Saturday, March 25, 2023

Short Take: Everybody Else On The Block

Despite the facts that Peter Moskos got his Ph.D. from Harvard and teaches at John Jay College of Coppery and Shoe Repair, he’s got a point. A good point. An important point. It begins with a twit showing a video of shooting in what otherwise appears to be a quiet, well-maintained suburban residential street.

Based on this video, Moskos goes on a tear.

Forget about the shooters or victims for a moment. Thing about everybody else on the block. Well kept homes with gardens. They matter, too. Not just for their sake but for our sake and the sake of Philadelphia.

How many of you wouldn’t move if this happened where you live?

While picking up and moving isn’t quite that simple, that’s not the point.Who wants to live on a street where you or your children could well be killed in the crossfire? Who wants to live on a street where crossfire is a possibility, if not a reality? There were four shooters. Three teens were shot, a 13-year-old and two 16-year-olds. It happened at about four in the afternoon.

There are many levels to stories like this, shoot outs like this. There are the stories surrounding the shooters. The stories of the victims, who may or may not have done anything to cause the shooters to go after them. This isn’t usually a random act of violence. And then there are the stories of the people who live on North Frazier Street and have nothing to do with the shooting, other than being too close for comfort and thanking their favorite deity that the bullets didn’t find their way into them or someone they loved.

What about them?

He’s right, it matters. Much as gun enforcement, such as stop & frisk, has been executed in an outrageously racist way, with cops tossing black kids at random for a search in the hundreds of thousands, that does not mean illegal guns don’t exist and people don’t do what the four shooters in the video did.

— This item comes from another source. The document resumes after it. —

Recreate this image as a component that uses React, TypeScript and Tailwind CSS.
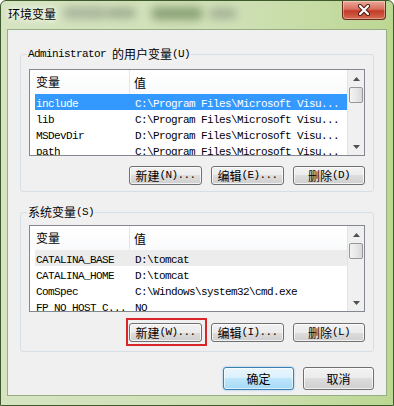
import React from "react";

const MONO = "font-['Liberation_Mono','Noto_Sans_CJK_SC',monospace] text-[11px] tracking-[-0.6px]";
const CJK = "font-['Noto_Sans_CJK_SC',sans-serif] text-[12px]";

function M({ children }: { children: React.ReactNode }) {
  return <span className={MONO}>{children}</span>;
}
function C({ children }: { children: React.ReactNode }) {
  return <span className={CJK}>{children}</span>;
}

function WinButton({
  cjk,
  rest,
  w,
  h,
  primary,
  highlight,
}: {
  cjk: string;
  rest?: string;
  w: number;
  h: number;
  primary?: boolean;
  highlight?: boolean;
}) {
  return (
    <button
      style={{ width: w, height: h }}
      className={
        "relative flex shrink-0 items-center justify-center rounded-[3px] border leading-none text-black " +
        (primary
          ? "border-[#3c7fb1] bg-[linear-gradient(to_bottom,#eaf6fd_0%,#d9f0fc_50%,#bee6fd_50%,#a7d9f5_100%)] shadow-[inset_0_0_0_1px_rgba(255,255,255,0.6),0_0_2px_#6fb6e6]"
          : "border-[#707070] bg-[linear-gradient(to_bottom,#f2f2f2_0%,#ebebeb_50%,#dddddd_50%,#cfcfcf_100%)] shadow-[inset_0_0_0_1px_rgba(255,255,255,0.7)]")
      }
    >
      <C>{cjk}</C>
      {rest ? <M>{rest}</M> : null}
      {highlight ? (
        <span className="pointer-events-none absolute left-[-4px] right-[-6px] top-[-6px] bottom-[-5px] border-2 border-[#d9262b]" />
      ) : null}
    </button>
  );
}

function ScrollBar() {
  return (
    <div className="flex w-[17px] shrink-0 flex-col border-l border-[#e3e3e3] bg-[#f0f0f0]">
      <div className="flex h-[17px] items-center justify-center">
        <svg width="7" height="4" viewBox="0 0 7 4">
          <path d="M0 4 L3.5 0 L7 4 Z" fill="#505050" />
        </svg>
      </div>
      <div className="mx-[1px] h-[16px] rounded-[2px] border border-[#979797] bg-[linear-gradient(to_right,#f3f3f3,#e8e8e8_50%,#d8d8d8)]" />
      <div className="flex-1" />
      <div className="flex h-[17px] items-center justify-center">
        <svg width="7" height="4" viewBox="0 0 7 4">
          <path d="M0 0 L7 0 L3.5 4 Z" fill="#505050" />
        </svg>
      </div>
    </div>
  );
}

type Row = { name: string; value: string; sel?: "blue" | "grey" };

function ListView({ rows }: { rows: Row[] }) {
  return (
    <div className="flex h-[87px] border border-[#828790] bg-white">
      <div className="flex min-w-0 flex-1 flex-col overflow-hidden">
        <div className="flex h-[24px] shrink-0 items-center bg-[linear-gradient(to_bottom,#ffffff,#f9fafb)] leading-[16px]">
          <div className="flex h-full w-[100px] items-center border-r border-[#e5e5e5] pl-[6px]">
            <C>变量</C>
          </div>
          <div className="pl-[4px]">
            <C>值</C>
          </div>
        </div>
        {rows.map((r) => (
          <div
            key={r.name}
            className={
              "ml-[5px] flex h-[16px] shrink-0 items-center leading-[16px] " +
              (r.sel === "blue"
                ? "bg-[#3399ff] text-white"
                : r.sel === "grey"
                ? "bg-[#ececec] text-black"
                : "text-black")
            }
          >
            <div className="w-[100px] shrink-0 overflow-hidden whitespace-nowrap pl-[1px]">
              <M>{r.name}</M>
            </div>
            <div className="whitespace-nowrap">
              <M>{r.value}</M>
            </div>
          </div>
        ))}
      </div>
      <ScrollBar />
    </div>
  );
}

export default function App() {
  const userRows: Row[] = [
    { name: "include", value: "C:\\Program Files\\Microsoft Visu...", sel: "blue" },
    { name: "lib", value: "C:\\Program Files\\Microsoft Visu..." },
    { name: "MSDevDir", value: "D:\\Program Files\\Microsoft Visu..." },
    { name: "path", value: "C:\\Program Files\\Microsoft Visu..." },
  ];
  const sysRows: Row[] = [
    { name: "CATALINA_BASE", value: "D:\\tomcat", sel: "grey" },
    { name: "CATALINA_HOME", value: "D:\\tomcat" },
    { name: "ComSpec", value: "C:\\Windows\\system32\\cmd.exe" },
    { name: "FP_NO_HOST_C...", value: "NO" },
  ];

  return (
    <div className="flex h-[406px] w-[394px] flex-col overflow-hidden rounded-t-[6px] border border-[#3e5a2c] bg-[linear-gradient(to_right,#d6e4c2,#cfe0b5_60%,#bcd792)]">
      {/* Title bar */}
      <div className="relative flex h-[28px] shrink-0 items-start">
        <span className="pointer-events-none absolute left-[62px] top-[6px] h-[12px] w-[44px] rounded-full bg-[#8f9a88] opacity-60 blur-[4px]" />
        <span className="pointer-events-none absolute left-[105px] top-[7px] h-[10px] w-[30px] rounded-full bg-[#7d8a76] opacity-60 blur-[4px]" />
        <span className="pointer-events-none absolute left-[150px] top-[6px] h-[13px] w-[52px] rounded-full bg-[#5f7a4e] opacity-60 blur-[4px]" />
        <span className="pointer-events-none absolute left-[208px] top-[7px] h-[11px] w-[28px] rounded-full bg-[#8c9686] opacity-60 blur-[4px]" />
        <div className="relative ml-[7px] mt-[5px] font-['Noto_Sans_CJK_SC',sans-serif] text-[12px] leading-[16px] text-black [text-shadow:0_0_5px_#fff,0_0_8px_#fff]">
          环境变量
        </div>
        <div className="relative ml-auto mr-[7px] flex h-[19px] w-[44px] items-center justify-center rounded-b-[4px] border border-t-0 border-[#6b2a20] bg-[linear-gradient(to_bottom,#e9a99b_0%,#d9705e_45%,#c33b28_55%,#d46a4f_100%)] shadow-[inset_0_0_0_1px_rgba(255,255,255,0.35)]">
          <svg width="14" height="12" viewBox="0 0 14 12">
            <path d="M3 2 L11 10 M11 2 L3 10" stroke="#4a1a12" strokeWidth="4" strokeLinecap="round" />
            <path d="M3 2 L11 10 M11 2 L3 10" stroke="#ffffff" strokeWidth="2.2" strokeLinecap="round" />
          </svg>
        </div>
      </div>

      {/* Client area */}
      <div className="mx-[6px] flex h-[367px] shrink-0 flex-col border border-[#97ad84] bg-[#f0f0f0] px-[12px] pt-[17px]">
        <fieldset className="rounded-[3px] border border-[#d5dfe5] pb-[6px] pl-[8px] pr-[8px] pt-[8px]">
          <legend className="-ml-[2px] flex h-[14px] items-center overflow-visible px-[1px] leading-[14px] text-black">
            <M>Administrator&nbsp;</M>
            <C>的用户变量</C>
            <M>(U)</M>
          </legend>
          <ListView rows={userRows} />
          <div className="mt-[10px] flex justify-end gap-[9px]">
            <WinButton cjk="新建" rest="(N)..." w={73} h={19} />
            <WinButton cjk="编辑" rest="(E)..." w={73} h={19} />
            <WinButton cjk="删除" rest="(D)" w={72} h={19} />
          </div>
        </fieldset>

        <fieldset className="mt-[13px] rounded-[3px] border border-[#d5dfe5] pb-[9px] pl-[8px] pr-[8px] pt-[6px]">
          <legend className="-ml-[2px] flex h-[14px] items-center overflow-visible px-[1px] leading-[14px] text-black">
            <C>系统变量</C>
            <M>(S)</M>
          </legend>
          <ListView rows={sysRows} />
          <div className="mt-[11px] flex justify-end gap-[9px]">
            <WinButton cjk="新建" rest="(W)..." w={73} h={19} highlight />
            <WinButton cjk="编辑" rest="(I)..." w={73} h={19} />
            <WinButton cjk="删除" rest="(L)" w={72} h={19} />
          </div>
        </fieldset>

        <div className="mt-[15px] flex justify-end gap-[9px]">
          <WinButton cjk="确定" w={71} h={23} primary />
          <WinButton cjk="取消" w={71} h={23} />
        </div>
      </div>
    </div>
  );
}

When a kid is nabbed with an illegal gun, the routine is to claim it’s for self-defense. What sort of idiot would say otherwise? Maybe it’s true. Maybe it’s not. But as long as the person isn’t a shooter, it can’t be disproven. Not that it wins in court, but it does convince the people who want to empathize with the defendant. But who wants to empathize with the person who lives across the street when the shooting starts?

As is so often the case, there is no “right” solution to most intransigent social problems, and guns are a particularly fraught problem. For better or worse, our Second Amendment has been held to establish a personal fundamental right to keep and bear arms. That doesn’t mean that four kids at four o’clock shooting up a house on a quiet street is either a fine exercise of constitutional rights or a sad reflection of systemic racism. It’s a problem.

Will some otherwise innocent people get banged by gun enforcement? Of course. But nobody who isn’t carrying an illegal gun will get banged. That’s the beauty of enforcing gun laws. Enforce gun laws. I can’t believe this is now a controversial opinion in “progressive” circles.

These four shooters weren’t merely exercising their right to bear arms, but were committing the crime of attempted murder. Whatever beef, if any, they had with the people in the house is one thing. But they had no beef with the people next door or across the street, or on the street behind the house, because bullets don’t stop traveling at the property line. Do the neighbors have a right to quiet enjoyment of their homes without being in the middle of  a shootout? If you lived there, would you?

The debates about such matters almost always come from the opposite extremes. Either no gun enforcement because it’s a right, or no gun enforcement because it’s racist, or toss every black kid against a wall to see if a gun falls out because everybody knows that it’s black teens carrying. None of these positions are adequate or tenable. We can’t violate constitutional rights for reasons right or left, and yet everybody else on the block wants to survive as well. As Peter Moskos says, their right to live shouldn’t be forgotten in our theoretical debates over constitutional rights.